One of the most striking consequences of Erdoğan’s control is the continued defiling of Istanbul. An economy beholden to the construction sector has swapped much of Istanbul’s precious green space for concrete, while skyscraper after residential high rise slice through its blue skies. This will continue unless (or until) the construction sector collapses. In this column, I’ve attempted to describe the many ways in which the city has and is changing under Erdoğan’s rule. Sometimes it is difficult to conceive of the Istanbul I first encountered in 2007. Today’s version is a vastly different place.
The next several years will be difficult for dissidents, activists, journalists, artists, and all those simply attempting to live their lives here.
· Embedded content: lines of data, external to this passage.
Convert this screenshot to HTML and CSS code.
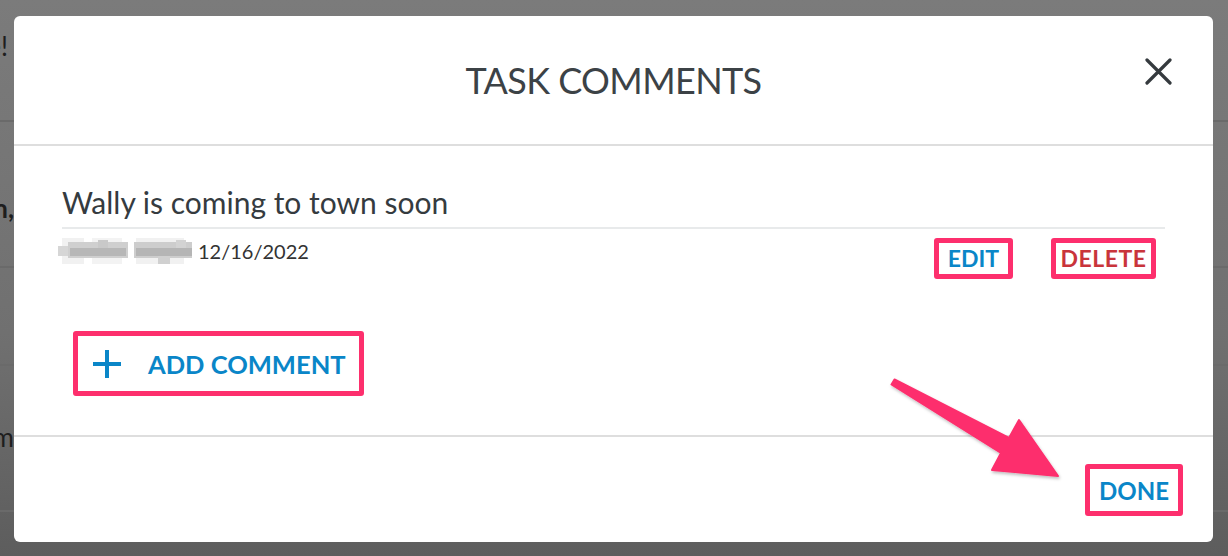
FILE: index.html
```html
<!DOCTYPE html>
<html lang="en">
<head>
<meta charset="utf-8">
<title>Task Comments</title>
<link rel="stylesheet" href="styles.css">
</head>
<body>
<div class="page">
  <div class="page-row row-1"><div class="clip clip-narrow"><span>Hi there!</span></div></div>
  <div class="page-row row-2"><div class="clip"><span>Good afternoon,</span></div></div>
  <div class="page-row row-3"></div>
  <div class="page-row row-4"><div class="clip"><span>Custom</span></div></div>
  <div class="page-row row-5"></div>
</div>

<div class="modal">
  <header class="modal-header">
    <span></span>
    <h1 class="modal-title">TASK COMMENTS</h1>
    <button class="close" aria-label="Close">
      <svg width="27" height="27" viewBox="0 0 27 27"><path d="M2 2 L25 25 M25 2 L2 25" stroke="#353a3e" stroke-width="3.2" stroke-linecap="round"/></svg>
    </button>
  </header>
  <section class="modal-body">
    <div class="comment">
      <p class="comment-text">Wally is coming to town soon</p>
      <div class="comment-meta">
        <div class="author">
          <svg class="blur" width="136" height="26" viewBox="0 0 136 26">
            <rect x="4" y="0" width="22" height="26" fill="#f1f1f1"/>
            <rect x="34" y="0" width="30" height="26" fill="#f3f3f3"/>
            <rect x="78" y="0" width="48" height="26" fill="#f1f1f1"/>
            <rect x="0" y="8" width="12" height="10" fill="#d6d6d6"/>
            <rect x="10" y="4" width="60" height="16" fill="#cfcfcf"/>
            <rect x="12" y="10" width="56" height="8" fill="#b7b7b7"/>
            <rect x="40" y="2" width="10" height="8" fill="#c9c9c9"/>
            <rect x="76" y="4" width="58" height="16" fill="#cdcdcd"/>
            <rect x="78" y="10" width="56" height="8" fill="#b5b5b5"/>
            <rect x="100" y="18" width="12" height="8" fill="#d0d0d0"/>
            <rect x="118" y="2" width="10" height="8" fill="#d3d3d3"/>
          </svg>
          <span class="date">12/16/2022</span>
        </div>
        <div class="actions">
          <button class="mark btn btn-edit">EDIT</button>
          <button class="mark btn btn-delete">DELETE</button>
        </div>
      </div>
    </div>
    <button class="mark btn btn-add">
      <svg width="30" height="30" viewBox="0 0 30 30"><path d="M15 1 V29 M1 15 H29" stroke="#0a86c8" stroke-width="4"/></svg>
      <span>ADD COMMENT</span>
    </button>
  </section>
  <footer class="modal-footer">
    <button class="mark btn btn-done">DONE</button>
  </footer>
</div>

<svg class="arrow" width="1228" height="556" viewBox="0 0 1228 556">
  <defs>
    <filter id="sh" x="-10%" y="-10%" width="120%" height="120%">
      <feDropShadow dx="1" dy="2" stdDeviation="1.5" flood-color="#000" flood-opacity="0.25"/>
    </filter>
  </defs>
  <polygon filter="url(#sh)" fill="#fd2f6d" stroke="#fd2f6d" stroke-width="2" stroke-linejoin="round"
    points="891.5,384.5 894.5,379.5 1009,438 1019,420 1058,476 992,470 1001,453"/>
</svg>
</body>
</html>
```
FILE: styles.css
```css
* { box-sizing: border-box; }
html, body { margin: 0; padding: 0; }
body {
  width: 1228px;
  height: 556px;
  overflow: hidden;
  position: relative;
  font-family: "Lato", "Liberation Sans", sans-serif;
  background: linear-gradient(#7b7b7b, #707070 60%, #5d5d5d);
}
.page { display: flex; flex-direction: column; }
.page-row { border-bottom: 2px solid #6a6a6a; }
.row-1 { height: 122px; padding-top: 30px; }
.row-2 { height: 146px; padding-top: 70px; }
.row-3 { height: 98px; }
.row-4 { height: 146px; padding-top: 55px; }
.row-5 { height: 44px; border-bottom: none; }
.clip {
  width: 14px;
  overflow: hidden;
  display: flex;
  justify-content: flex-end;
  white-space: nowrap;
  font-size: 26px;
  color: #1e1e1e;
}
.clip-narrow { width: 8px; }
.row-2 .clip { font-weight: 700; }
.clip span { flex: none; }

.modal {
  position: absolute;
  left: 14px;
  top: 16px;
  width: 1199px;
  height: 526px;
  background: #fff;
  border-radius: 6px;
  display: flex;
  flex-direction: column;
}
.modal-header {
  height: 130px;
  border-bottom: 2px solid #dedede;
  display: grid;
  grid-template-columns: 1fr auto 1fr;
  align-items: center;
}
.modal-title {
  margin: 0;
  font-size: 36px;
  font-weight: 400;
  color: #3c4246;
  letter-spacing: -0.6px;
}
.close {
  justify-self: end;
  align-self: start;
  margin-top: 42px;
  margin-right: 41px;
  border: 0;
  background: none;
  padding: 0;
  width: 27px;
  height: 27px;
  display: block;
}
.close svg { display: block; }

.modal-body {
  height: 291px;
  border-bottom: 2px solid #dedede;
  padding: 38px 48px 0 48px;
}
.comment-text {
  margin: 0;
  font-size: 30px;
  line-height: 36px;
  color: #353b3f;
  padding-bottom: 7px;
  border-bottom: 2px solid #e8eaeb;
}
.comment-meta {
  display: flex;
  justify-content: space-between;
  align-items: flex-start;
  padding-top: 9px;
}
.author { display: flex; align-items: center; margin-left: -4px; }
.blur { display: block; }
.date { font-size: 20px; color: #333; margin-left: 4px; }
.actions { display: flex; gap: 38px; margin-right: 9px; margin-top: 0; }

.btn {
  font-family: "Lato", "Liberation Sans", sans-serif;
  font-weight: 700;
  background: #fff;
  cursor: pointer;
}
.mark {
  border: 5px solid #fd2f6d;
  border-radius: 3px;
}
.btn-edit, .btn-delete {
  height: 41px;
  font-size: 23px;
  padding: 0 0 2px 0;
}
.btn-edit { color: #0a86c8; width: 79px; }
.btn-delete { color: #c9343b; width: 105px; letter-spacing: 0.5px; }
.btn-add {
  margin-top: 52px;
  margin-left: 11px;
  width: 291px;
  height: 65px;
  display: flex;
  align-items: center;
  gap: 26px;
  padding: 0 0 0 14px;
  color: #0a86c8;
  font-size: 25.5px;
}
.btn-add svg { display: block; }

.modal-footer {
  flex: 1;
  display: flex;
  justify-content: flex-end;
  align-items: flex-start;
  padding: 27px 30px 0 0;
}
.btn-done {
  width: 98px;
  height: 52px;
  color: #0a86c8;
  font-size: 24px;
  padding: 0;
}

.arrow {
  position: absolute;
  left: 0;
  top: 0;
  pointer-events: none;
}
```
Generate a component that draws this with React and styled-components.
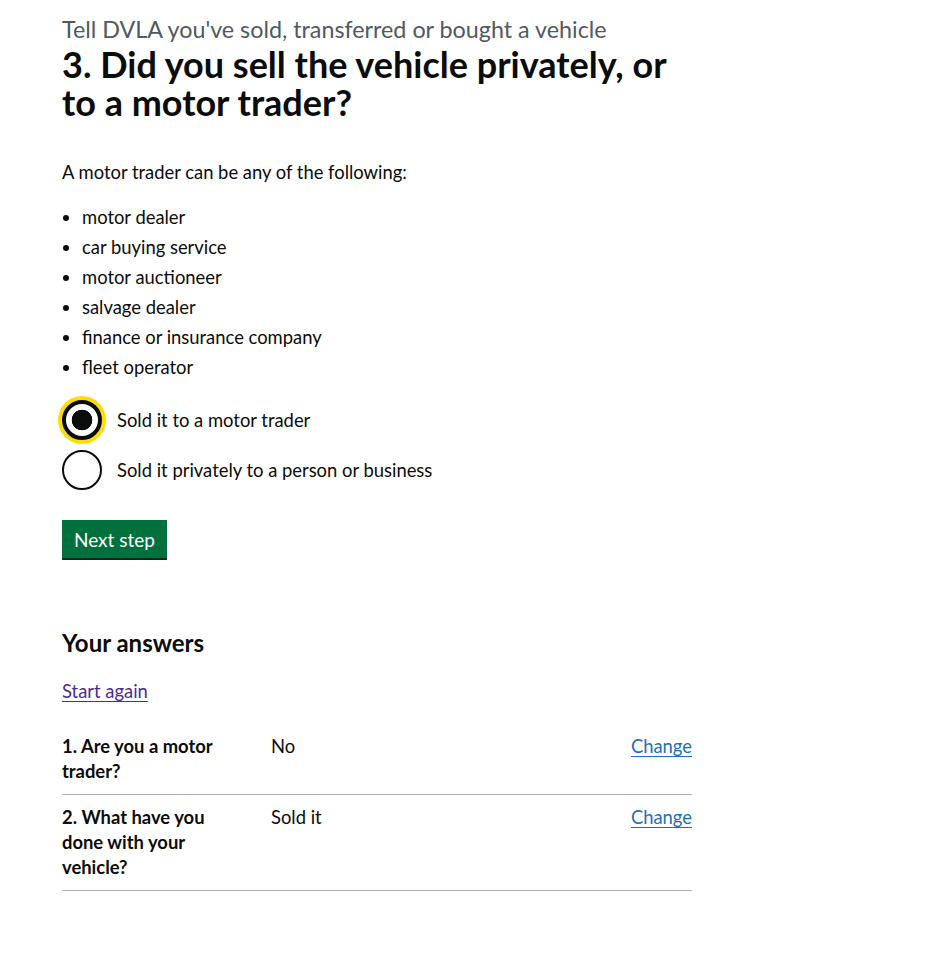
import React, { useState } from "react";
import styled, { createGlobalStyle } from "styled-components";

const GlobalStyle = createGlobalStyle`
  body {
    margin: 0;
    background: #fff;
    color: #0b0c0c;
    font-family: Lato, "Noto Sans", Arial, sans-serif;
  }
`;

const Main = styled.main`
  padding: 17px 0 40px 62px;
`;

const Column = styled.div`
  width: 630px;
`;

const Caption = styled.span`
  display: block;
  font-size: 23.3px;
  line-height: 25px;
  color: #505a5f;
  margin-bottom: 3px;
`;

const Heading = styled.h1`
  margin: 0 0 39px;
  max-width: 620px;
  font-size: 36px;
  line-height: 38px;
  font-weight: 700;
`;

const Body = styled.p`
  margin: 0 0 20px;
  font-size: 18.4px;
  line-height: 25px;
`;

const BulletList = styled.ul`
  margin: 0 0 20px;
  padding-left: 20px;
  font-size: 18.4px;
  line-height: 25px;
  list-style-type: disc;
`;

const BulletItem = styled.li`
  margin-bottom: 5px;
`;

const Radios = styled.fieldset`
  border: 0;
  margin: 0 0 30px;
  padding: 0;
`;

const RadioItem = styled.label`
  display: flex;
  align-items: center;
  gap: 15px;
  min-height: 40px;
  margin-bottom: 10px;
  font-size: 18.4px;
  line-height: 25px;
  cursor: pointer;

  &:last-child {
    margin-bottom: 0;
  }
`;

const RadioInput = styled.input`
  appearance: none;
  box-sizing: border-box;
  flex: none;
  width: 40px;
  height: 40px;
  margin: 0;
  border: 2px solid #0b0c0c;
  border-radius: 50%;
  background: #fff;
  box-shadow: ${(p) => (p.$focused ? "0 0 0 4px #ffdd00" : "none")};
  cursor: pointer;

  &:checked {
    border-width: ${(p) => (p.$focused ? "4px" : "2px")};
    background: radial-gradient(circle, #0b0c0c 0, #0b0c0c 10px, #fff 10.6px);
  }
`;

const Button = styled.button`
  display: inline-block;
  padding: 8px 10px 7px;
  border: 2px solid transparent;
  border-radius: 0;
  margin: 0 0 70px;
  background: #00703c;
  box-shadow: 0 2px 0 #002d18;
  color: #fff;
  font-family: inherit;
  font-size: 19px;
  line-height: 19px;
  cursor: pointer;
`;

const SubHeading = styled.h2`
  margin: 0 0 21px;
  font-size: 24px;
  line-height: 30px;
  font-weight: 700;
`;

const Link = styled.a`
  color: ${(p) => (p.$visited ? "#4c2c92" : "#1d70b8")};
  text-decoration: underline;
  text-decoration-thickness: 1px;
  text-underline-offset: 0.16em;
`;

const LinkPara = styled.p`
  margin: 0 0 20px;
  font-size: 18.4px;
  line-height: 25px;
`;

const SummaryList = styled.dl`
  margin: 0;
  font-size: 18.4px;
  line-height: 25px;
`;

const SummaryRow = styled.div`
  display: grid;
  grid-template-columns: 209px 1fr auto;
  padding: 10px 0;
  border-bottom: 1px solid #b1b4b6;
`;

const Key = styled.dt`
  max-width: 170px;
  font-weight: 700;
`;

const Value = styled.dd`
  margin: 0;
`;

const Action = styled.dd`
  margin: 0;
  text-align: right;
`;

const traders = [
  "motor dealer",
  "car buying service",
  "motor auctioneer",
  "salvage dealer",
  "finance or insurance company",
  "fleet operator",
];

const options = [
  { value: "trader", label: "Sold it to a motor trader" },
  { value: "private", label: "Sold it privately to a person or business" },
];

const answers = [
  { question: "1. Are you a motor trader?", answer: "No" },
  { question: "2. What have you done with your vehicle?", answer: "Sold it" },
];

export default function App() {
  const [choice, setChoice] = useState("trader");

  return (
    <>
      <GlobalStyle />
      <Main>
        <Column>
          <Caption>Tell DVLA you've sold, transferred or bought a vehicle</Caption>
          <Heading>3. Did you sell the vehicle privately, or to a motor trader?</Heading>
          <Body>A motor trader can be any of the following:</Body>
          <BulletList>
            {traders.map((t) => (
              <BulletItem key={t}>{t}</BulletItem>
            ))}
          </BulletList>
          <form onSubmit={(e) => e.preventDefault()}>
            <Radios>
              {options.map((o) => (
                <RadioItem key={o.value}>
                  <RadioInput
                    type="radio"
                    name="sold-to"
                    value={o.value}
                    checked={choice === o.value}
                    $focused={choice === o.value}
                    onChange={() => setChoice(o.value)}
                  />
                  {o.label}
                </RadioItem>
              ))}
            </Radios>
            <Button type="submit">Next step</Button>
          </form>
          <SubHeading>Your answers</SubHeading>
          <LinkPara>
            <Link href="#" $visited>Start again</Link>
          </LinkPara>
          <SummaryList>
            {answers.map((a) => (
              <SummaryRow key={a.question}>
                <Key>{a.question}</Key>
                <Value>{a.answer}</Value>
                <Action>
                  <Link href="#">Change</Link>
                </Action>
              </SummaryRow>
            ))}
          </SummaryList>
        </Column>
      </Main>
    </>
  );
}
Informants and sycophants lurk around every corner. Many foreigners and locals alike have made a beeline for Europe or elsewhere, and it is understandable. Others have refused to submit and resolve to keep resisting.
As for me, I have no plans to leave. Home is home, even when it is difficult to be here. I’ve spent nearly eight years in Istanbul, four of them trying to tell the stories of this city. I became a writer and the person that I am while living here. I’ve tried to be a proactive resident and give back to the city, because it has enriched me and given me more than I can describe. To it, I owe everything.
More than ever, I feel there is important work that needs to be done here. Many important issues are sucked into the vortex that is the state media agenda, never to see the light of day. Everyone here knows there may be consequences to staying and writing about what is happening, but that’s part of the deal. It’s hard to remain optimistic at times. But losing hope can mean gaining power if it helps you discard your fears and tell the stories that need to be told.